I was in a local Key Food supermarket the other day when the ’60s classic “Different Drum” featuring Linda Ronstadt came blasting through the store’s sound system. I stopped right there in the produce aisle and just listened with wonder, yes, and admiration. The song has always been a favorite of mine and I had completely forgotten about it.

The moment I got home, I went to add it to my Spotify list but it was nowhere to be found. Of course! Because it was not a Linda Ronstadt song–it was released when she was the lead singer of the Stone Poneys.

As I listened again and again, I gained more and more respect for whomever wrote this gem. It’s a minor masterpiece, not just the melody but the lyrics and pretty much everything about it. Like Brian Wilson’s “God Only Knows,” “Different Drum” is a perfect song.

I began to wonder who wrote it and if he or she had written anything else. I knew it probably was not Ronstadt who was more an interpreter of songs.
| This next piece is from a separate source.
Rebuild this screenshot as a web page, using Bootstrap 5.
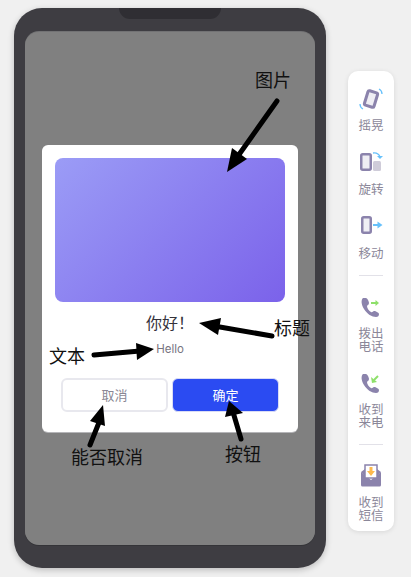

As an aside, it’s always bothered me that, while we go overboard in our critiques of novels and films, we rarely give the same treatment to pop songs (outside of the Beatles), songs that hit us on a visceral level and still do.
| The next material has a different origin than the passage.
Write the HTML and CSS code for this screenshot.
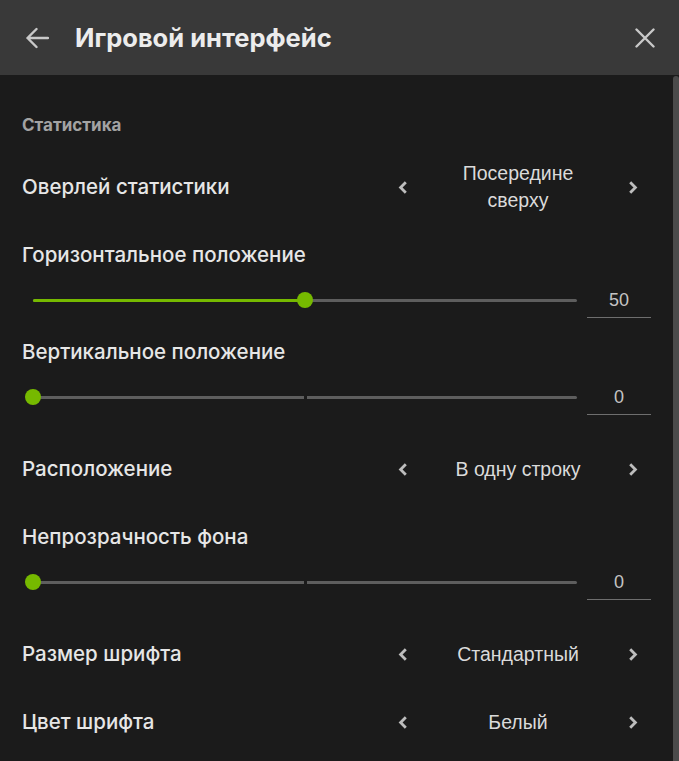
FILE: index.html
```html
<!DOCTYPE html>
<html lang="ru">
<head>
<meta charset="utf-8">
<title>Игровой интерфейс</title>
<link rel="stylesheet" href="styles.css">
</head>
<body>
<div class="panel">
  <header class="header">
    <button class="icon-btn back" aria-label="Назад">
      <svg width="24" height="22" viewBox="0 0 24 22"><path d="M23 11H2.5M11.5 2L2.5 11l9 9" fill="none" stroke="#c9c9c9" stroke-width="2.4" stroke-linecap="round" stroke-linejoin="round"/></svg>
    </button>
    <h1 class="title">Игровой интерфейс</h1>
    <button class="icon-btn close" aria-label="Закрыть">
      <svg width="20" height="20" viewBox="0 0 20 20"><path d="M1.5 1.5l17 17M18.5 1.5l-17 17" fill="none" stroke="#c9c9c9" stroke-width="2.4" stroke-linecap="round"/></svg>
    </button>
  </header>
  <div class="body">
    <main class="content">
      <div class="section-title">Статистика</div>

      <div class="select-row">
        <div class="label">Оверлей статистики</div>
        <div class="selector">
          <span class="chev"><svg width="10" height="13" viewBox="0 0 10 13"><path d="M7.8 1.3L2.6 6.5l5.2 5.2" fill="none" stroke="#bdbdbd" stroke-width="2.8"/></svg></span>
          <span class="value two">Посередине<br>сверху</span>
          <span class="chev"><svg width="10" height="13" viewBox="0 0 10 13"><path d="M2.2 1.3l5.2 5.2-5.2 5.2" fill="none" stroke="#bdbdbd" stroke-width="2.8"/></svg></span>
        </div>
      </div>

      <div class="slider-group">
        <div class="label">Горизонтальное положение</div>
        <div class="slider-row">
          <div class="slider">
            <div class="track">
              <div class="fill" style="width:50%"></div>
              <div class="thumb" style="left:50%"></div>
            </div>
          </div>
          <div class="num">50</div>
        </div>
      </div>

      <div class="slider-group">
        <div class="label">Вертикальное положение</div>
        <div class="slider-row">
          <div class="slider">
            <div class="track gap">
              <div class="fill" style="width:0%"></div>
              <div class="thumb" style="left:0%"></div>
            </div>
          </div>
          <div class="num">0</div>
        </div>
      </div>

      <div class="select-row">
        <div class="label">Расположение</div>
        <div class="selector">
          <span class="chev"><svg width="10" height="13" viewBox="0 0 10 13"><path d="M7.8 1.3L2.6 6.5l5.2 5.2" fill="none" stroke="#bdbdbd" stroke-width="2.8"/></svg></span>
          <span class="value">В одну строку</span>
          <span class="chev"><svg width="10" height="13" viewBox="0 0 10 13"><path d="M2.2 1.3l5.2 5.2-5.2 5.2" fill="none" stroke="#bdbdbd" stroke-width="2.8"/></svg></span>
        </div>
      </div>

      <div class="slider-group">
        <div class="label">Непрозрачность фона</div>
        <div class="slider-row">
          <div class="slider">
            <div class="track gap">
              <div class="fill" style="width:0%"></div>
              <div class="thumb" style="left:0%"></div>
            </div>
          </div>
          <div class="num">0</div>
        </div>
      </div>

      <div class="select-row">
        <div class="label">Размер шрифта</div>
        <div class="selector">
          <span class="chev"><svg width="10" height="13" viewBox="0 0 10 13"><path d="M7.8 1.3L2.6 6.5l5.2 5.2" fill="none" stroke="#bdbdbd" stroke-width="2.8"/></svg></span>
          <span class="value">Стандартный</span>
          <span class="chev"><svg width="10" height="13" viewBox="0 0 10 13"><path d="M2.2 1.3l5.2 5.2-5.2 5.2" fill="none" stroke="#bdbdbd" stroke-width="2.8"/></svg></span>
        </div>
      </div>

      <div class="select-row">
        <div class="label">Цвет шрифта</div>
        <div class="selector">
          <span class="chev"><svg width="10" height="13" viewBox="0 0 10 13"><path d="M7.8 1.3L2.6 6.5l5.2 5.2" fill="none" stroke="#bdbdbd" stroke-width="2.8"/></svg></span>
          <span class="value">Белый</span>
          <span class="chev"><svg width="10" height="13" viewBox="0 0 10 13"><path d="M2.2 1.3l5.2 5.2-5.2 5.2" fill="none" stroke="#bdbdbd" stroke-width="2.8"/></svg></span>
        </div>
      </div>
    </main>
    <div class="scrollbar"><div class="scroll-thumb"></div></div>
  </div>
</div>
</body>
</html>
```

FILE: styles.css
```css
* { box-sizing: border-box; }
html, body {
  margin: 0;
  height: 100%;
  background: #1b1b1b;
  overflow: hidden;
}
body {
  font-family: Inter, Roboto, "Liberation Sans", Arial, sans-serif;
  color: #e4e4e4;
}
.panel {
  display: flex;
  flex-direction: column;
  height: 761px;
}
.header {
  height: 75px;
  flex: none;
  background: #393939;
  display: flex;
  align-items: center;
  padding: 0 24px 0 25px;
}
.icon-btn {
  background: none;
  border: 0;
  padding: 0;
  display: flex;
  align-items: center;
  justify-content: center;
  cursor: pointer;
}
.back { width: 24px; height: 22px; margin-right: 26px; margin-top: 1px; }
.close { width: 20px; height: 20px; margin-left: auto; }
.title {
  margin: 0;
  font-size: 25.5px;
  font-weight: 700;
  color: #ececec;
}
.body {
  flex: 1;
  display: flex;
  min-height: 0;
}
.content {
  flex: 1;
  padding: 40px 22px 0 22px;
  display: block;
}
.scrollbar {
  width: 6px;
  flex: none;
  padding-top: 1px;
}
.scroll-thumb {
  height: 100%;
  background: #4b4b4b;
  border-radius: 3px 3px 0 0;
}
.section-title {
  font-size: 17px;
  font-weight: 700;
  color: #a3a3a3;
  line-height: 20px;
  margin-bottom: 18px;
}
.label {
  font-size: 20.5px;
  font-weight: 500;
  line-height: 24px;
  color: #e6e6e6;
}
.select-row {
  height: 68px;
  display: flex;
  align-items: center;
  justify-content: space-between;
}
.selector {
  width: 266px;
  display: flex;
  align-items: center;
}
.chev {
  width: 36px;
  display: flex;
  justify-content: center;
  align-items: center;
}
.value {
  flex: 1;
  text-align: center;
  font-family: "Liberation Sans", Arial, sans-serif;
  font-size: 19.5px;
  color: #dadada;
  line-height: 27px;
}
.slider-group {
  margin: 22px 0 20px;
}
.slider-row {
  margin-top: 15px;
  height: 36px;
  display: flex;
  align-items: center;
}
.slider {
  flex: 1;
  padding: 0 10px 0 11px;
}
.track {
  position: relative;
  height: 3px;
  background: #5e5e5e;
  border-radius: 2px;
}
.track.gap {
  background: linear-gradient(to right, #5e5e5e calc(50% - 1px), transparent calc(50% - 1px), transparent calc(50% + 2px), #5e5e5e calc(50% + 2px));
}
.fill {
  height: 100%;
  background: #76b900;
  border-radius: 2px;
}
.thumb {
  position: absolute;
  top: 50%;
  width: 16px;
  height: 16px;
  margin: -8px 0 0 -8px;
  border-radius: 50%;
  background: #76b900;
}
.num {
  width: 64px;
  height: 36px;
  border-bottom: 1px solid #6e6e6e;
  text-align: center;
  line-height: 36px;
  font-family: "Liberation Sans", Arial, sans-serif;
  font-size: 18px;
  color: #c4c4c4;
}
```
Thanks to the internet, I didn’t have to look too far to learn that “Different Drum” was written by Mike Nesmith of The Monkees. In fact, he offered it to the producers of the TV show who sniffed that it was not a Monkees’ song.
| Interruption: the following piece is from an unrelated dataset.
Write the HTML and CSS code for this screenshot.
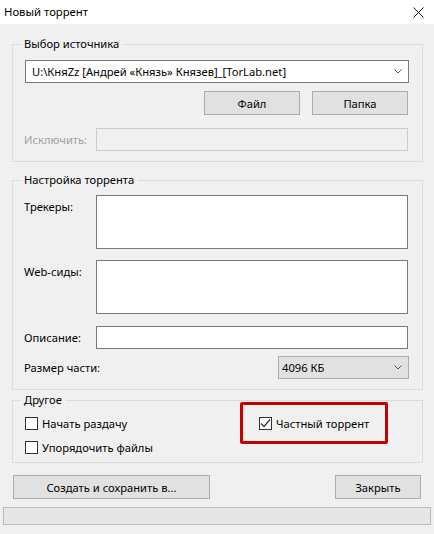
FILE: index.html
```html
<!DOCTYPE html>
<html lang="ru">
<head>
    <meta charset="UTF-8">
    <title>Новый торрент</title>
    <link rel="stylesheet" href="styles.css">
</head>
<body>
    <div class="titlebar">
        <span class="title">Новый торрент</span>
        <svg class="close" width="11" height="11" viewBox="0 0 11 11">
            <path d="M0.5 0.5 L10.5 10.5 M10.5 0.5 L0.5 10.5" stroke="#111" stroke-width="1" fill="none"/>
        </svg>
    </div>

    <div class="dialog">
        <fieldset class="group group-source">
            <legend>Выбор источника</legend>
            <div class="combo combo-path">
                <span class="combo-text">U:\КняZz [Андрей «Князь» Князев]_[TorLab.net]</span>
                <svg class="chevron" width="8" height="5" viewBox="0 0 8 5">
                    <path d="M0.5 0.5 L4 4 L7.5 0.5" stroke="#555" stroke-width="1" fill="none"/>
                </svg>
            </div>
            <div class="btn-row">
                <button type="button" class="btn btn-pick">Файл</button>
                <button type="button" class="btn btn-pick">Папка</button>
            </div>
            <div class="field-row row-exclude">
                <label class="label disabled" for="exclude">Исключить:</label>
                <input class="text-input" id="exclude" type="text" disabled>
            </div>
        </fieldset>

        <fieldset class="group group-settings">
            <legend>Настройка торрента</legend>
            <div class="field-row row-trackers">
                <label class="label" for="trackers">Трекеры:</label>
                <textarea class="text-area" id="trackers"></textarea>
            </div>
            <div class="field-row row-seeds">
                <label class="label" for="seeds">Web-сиды:</label>
                <textarea class="text-area" id="seeds"></textarea>
            </div>
            <div class="field-row row-comment">
                <label class="label" for="comment">Описание:</label>
                <input class="text-input" id="comment" type="text">
            </div>
            <div class="size-row">
                <span class="label">Размер части:</span>
                <div class="combo combo-size">
                    <span class="combo-text">4096 КБ</span>
                    <svg class="chevron" width="8" height="5" viewBox="0 0 8 5">
                        <path d="M0.5 0.5 L4 4 L7.5 0.5" stroke="#555" stroke-width="1" fill="none"/>
                    </svg>
                </div>
            </div>
        </fieldset>

        <fieldset class="group group-other">
            <legend>Другое</legend>
            <div class="check-grid">
                <label class="check"><span class="box"></span>Начать раздачу</label>
                <label class="check check-private">
                    <span class="box">
                        <svg width="11" height="11" viewBox="0 0 11 11">
                            <path d="M1 5.5 L4 8.5 L10 1.5" stroke="#333" stroke-width="1.2" fill="none"/>
                        </svg>
                    </span>Частный торрент
                    <span class="highlight"></span>
                </label>
                <label class="check"><span class="box"></span>Упорядочить файлы</label>
            </div>
        </fieldset>

        <div class="actions">
            <button type="button" class="btn btn-create">Создать и сохранить в...</button>
            <button type="button" class="btn btn-close">Закрыть</button>
        </div>

        <div class="progress"></div>
    </div>
</body>
</html>
```

FILE: styles.css
```css
body {
    margin: 0;
    width: 434px;
    height: 534px;
    background-color: #f0f0f0;
    font-family: "Noto Sans", Arial, sans-serif;
    font-size: 11.2px;
    color: #000;
    overflow: hidden;
}

.titlebar {
    height: 24px;
    background-color: #fff;
    display: flex;
    align-items: center;
    justify-content: space-between;
    padding: 0 10px 0 4px;
}

.title {
    font-size: 11.3px;
    line-height: 24px;
}

.close {
    margin-top: 1px;
}

.dialog {
    display: flex;
    flex-direction: column;
}

.group {
    margin: 0 11px 0 12px;
    padding: 0 13px 10px 12px;
    border: 1px solid #dcdcdc;
    min-width: 0;
}

.group legend {
    margin-left: -5px;
    padding: 0 4px;
    line-height: 16px;
}

.group-source {
    margin-top: 12px;
    padding-top: 8px;
}

.group-settings {
    margin-top: 10px;
    padding-top: 7px;
}

.group-other {
    margin-top: 2px;
    padding-top: 3px;
    padding-bottom: 3px;
}

/* combo boxes */
.combo {
    display: flex;
    align-items: center;
    justify-content: space-between;
    box-sizing: border-box;
    height: 23px;
    padding: 0 6px 0 6px;
}

.combo-path {
    background-color: #fff;
    border: 1px solid #7a7a7a;
    height: 23px;
}

.combo-size {
    width: 131px;
    background-color: #e1e1e1;
    border: 1px solid #adadad;
    padding-left: 3px;
}

.combo-text {
    white-space: nowrap;
    overflow: hidden;
}

.chevron {
    flex: none;
}

/* buttons */
.btn {
    font-family: inherit;
    font-size: inherit;
    color: #000;
    background-color: #e1e1e1;
    border: 1px solid #adadad;
    height: 24px;
    padding: 0;
    box-sizing: border-box;
}

.btn-row {
    display: flex;
    justify-content: flex-end;
    gap: 12px;
    margin-top: 8px;
    padding-right: 1px;
}

.btn-pick {
    width: 96px;
}

/* label + field rows */
.field-row {
    display: grid;
    grid-template-columns: 71px 1fr;
    align-items: start;
}

.label {
    line-height: 23px;
    margin-left: -1px;
    white-space: nowrap;
}

.disabled {
    color: #a0a0a0;
}

.text-input,
.text-area {
    box-sizing: border-box;
    width: 312px;
    margin: 0;
    font-family: inherit;
    font-size: inherit;
    background-color: #fff;
    border: 1px solid #7a7a7a;
    border-radius: 0;
    resize: none;
    outline: none;
}

.text-input {
    height: 23px;
}

.text-area {
    height: 54px;
}

.text-input:disabled {
    background-color: #f0f0f0;
    border-color: #cccccc;
}

.row-exclude {
    margin-top: 13px;
}

.row-seeds {
    margin-top: 11px;
}

.row-comment {
    margin-top: 12px;
}

.size-row {
    display: flex;
    justify-content: space-between;
    align-items: center;
    margin-top: 7px;
}

/* checkboxes */
.check-grid {
    display: grid;
    grid-template-columns: 234px 1fr;
}

.check {
    display: flex;
    align-items: center;
    height: 24px;
    gap: 4px;
    white-space: nowrap;
}

.box {
    width: 13px;
    height: 13px;
    box-sizing: border-box;
    border: 1px solid #333;
    background-color: #fff;
    display: flex;
    align-items: center;
    justify-content: center;
    flex: none;
}

.check-private {
    position: relative;
}

.highlight {
    position: absolute;
    left: -19px;
    top: -9px;
    width: 148px;
    height: 42px;
    box-sizing: border-box;
    border: 3px solid #c40000;
    border-radius: 2px;
}

/* bottom */
.actions {
    display: flex;
    justify-content: space-between;
    margin: 12px 13px 0 13px;
}

.btn-create {
    width: 197px;
}

.btn-close {
    width: 86px;
}

.progress {
    margin: 8px 3px 0 3px;
    height: 18px;
    box-sizing: border-box;
    background-color: #e6e6e6;
    border: 1px solid #bcbcbc;
}
```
Instead, he gave it to a group called the Greenbriar Boys whose slowed-down, folk-style recording doesn’t have any of the magic that Ronstadt brought to the song. Actually, it was producer Nik Venet–credited with discovering the Beach Boys–who heard the song and thought it should be arranged differently and made more commercial.

When Ronstadt and the Stone Poneys arrived to record the song, Venet had a surprise in store. Not only the new arrangement but he told the rest of the Poneys, very much a folk group, that they would not be playing on the record. Venet had studio musicians standing by and ready. Ronstadt had only minutes to figure out the way she would sing it.

Let’s just say, she nailed it. Incredibly, the song only made it to No. 13 on the Billboard charts but it made Ronstadt a star. The Stone Poneys wound up not appearing on the group’s biggest hit and Mike Nesmith stuck with the Monkees although he wrong many other songs, many quite good.

Even he has acknowledged that Ronstadt gave the song something special because she was singing from the female perspective. The rest is rock history.